D'aussi loin que je m'en souvienne, je me suis donc intellectuellement construit dans la terreur permanente d'avoir le moindre point en commun avec ce qui constituait ma famille. Déjà que je devais assumer la contrainte de contenir des gènes communs. J'ai donc employé toute l'énergie dont j'étais capable pour sculpter ces gènes malsains à l'image de ce qui me semblait s'éloigner le plus de l'amibe avinée en poste à l'accueil du commissariat de mon quartier.

 

Avec une méthode et une méticulosité frisant l'obsession, je posai patiemment pierre après pierre l'édifice de ma différence revendiquée, jusque dans les détails les plus insignifiants : je décidais donc que non, les chômeurs ne le font pas exprès, les femmes en mini-jupe ne méritent pas d'être violées, les enfants ne sont pas des larves à modeler, il n'est pas normal d'attendre la marque jaune pour jeter son slip au milieu de la chambre, les arabes ne sont pas tous des voleurs, les homosexuels pas tous des pédés et les joueurs de l'équipe de France de foot pas tous des blaireaux. En résumé, je décidais de ne pas avoir peur de l'autre, ce qui faisait du non-racisme ma clef de voûte en même temps que mon radar à cons.

 

C'est donc auréolé de mes 45 ans de contre-certitudes scrupuleusement empilées que je me présentais au bureau de la directrice de l'école à laquelle aurait dû aller mon fils d'après la carte scolaire. Je dois avouer un a priori franchement négatif à la base, dans la mesure où il y a une école à 100 mètres de la maison, et que la mairie me l'inscrit d'office à plus de deux kilomètres, loin de mon trajet maison-crèche-boulot.

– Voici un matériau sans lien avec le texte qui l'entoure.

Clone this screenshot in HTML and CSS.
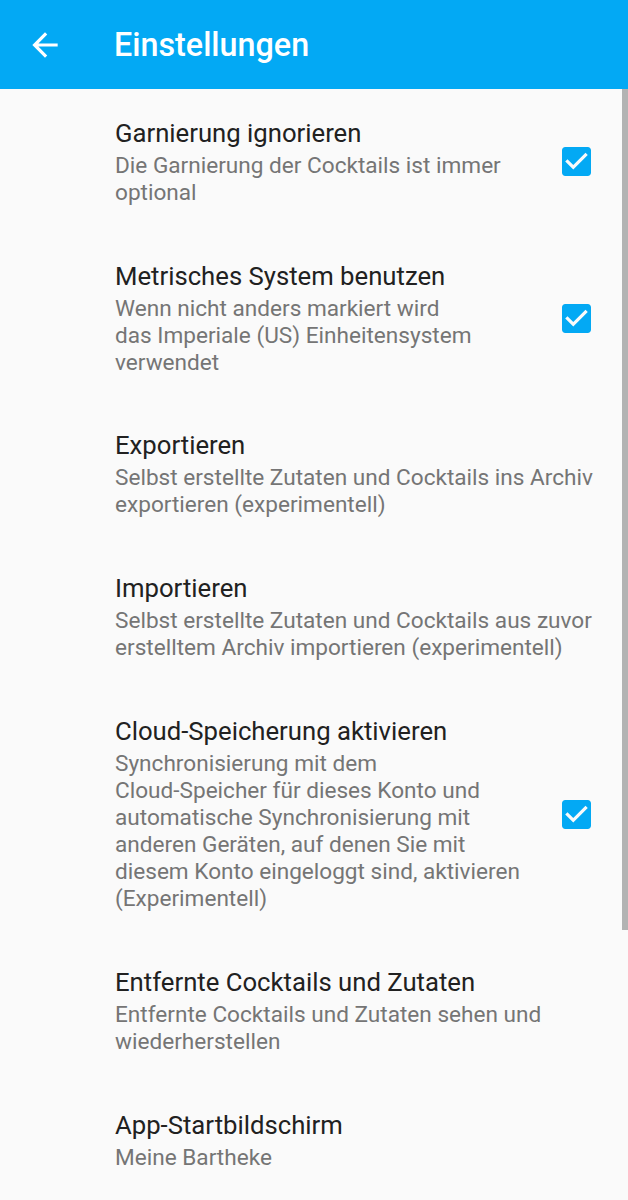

J'entre donc dans le bureau, et découvre la trogne sobrement décrite au deuxième opus de cette histoire, me retiens de vomir et pose dans un spasme, le dossier de mon fils sur le bureau.

On bla-bla-bla quelques minutes. Elle se dit heureuse d'accueillir le gamin et sort faire des photocopies. Profitant de la pause hestétique proposée à mes yeux, je me lance dans le suivi laser d'une mouche que j'avais déjà repérée en arrivant. La bête se pose sur un tableau que je lis machinalement. Il s'agit des six classes qui composent la structure. Un détail me chafouine : entre 38 et 42 élèves par classe... je ne sais plus quelles sont les standards du moment, mais ça me paraît une foule incontrôlable à gérer pour mon bonhomme. Je lis les noms alignés verticalement. J'aurais pas dû. C'est là que ma personne intérieure a implosé.

 

En tout et pour tout, deux noms "à consonnance française" par classe, le reste d'origine arabe (d'où, vraisemblablement, le surpeuplement des classes consenti par l'Education nationale).

Il se passa une chose inédite : ma pensée fût plus rapide que ma maîtrise de ma pensée. "Est-ce que je souhaite que mon fils vive sa scolarité en tant que minorité visible ?" La réponse fût aussi évidente qu'effroyable : non. L'évidence grise m'a tuer. 

 

J'ai obtenu une dérogation au goût d'autant plus amer que je l'aurais demandée sans cela, compte tenu de la situation géographique de l'école.

 

J'ai un besoin vital de vous, les Francs. Votre culture, votre obsession du vrai, votre haine assumée du réactionnaire, votre sincérité et votre humanité ont fait de vous ma véritable famille.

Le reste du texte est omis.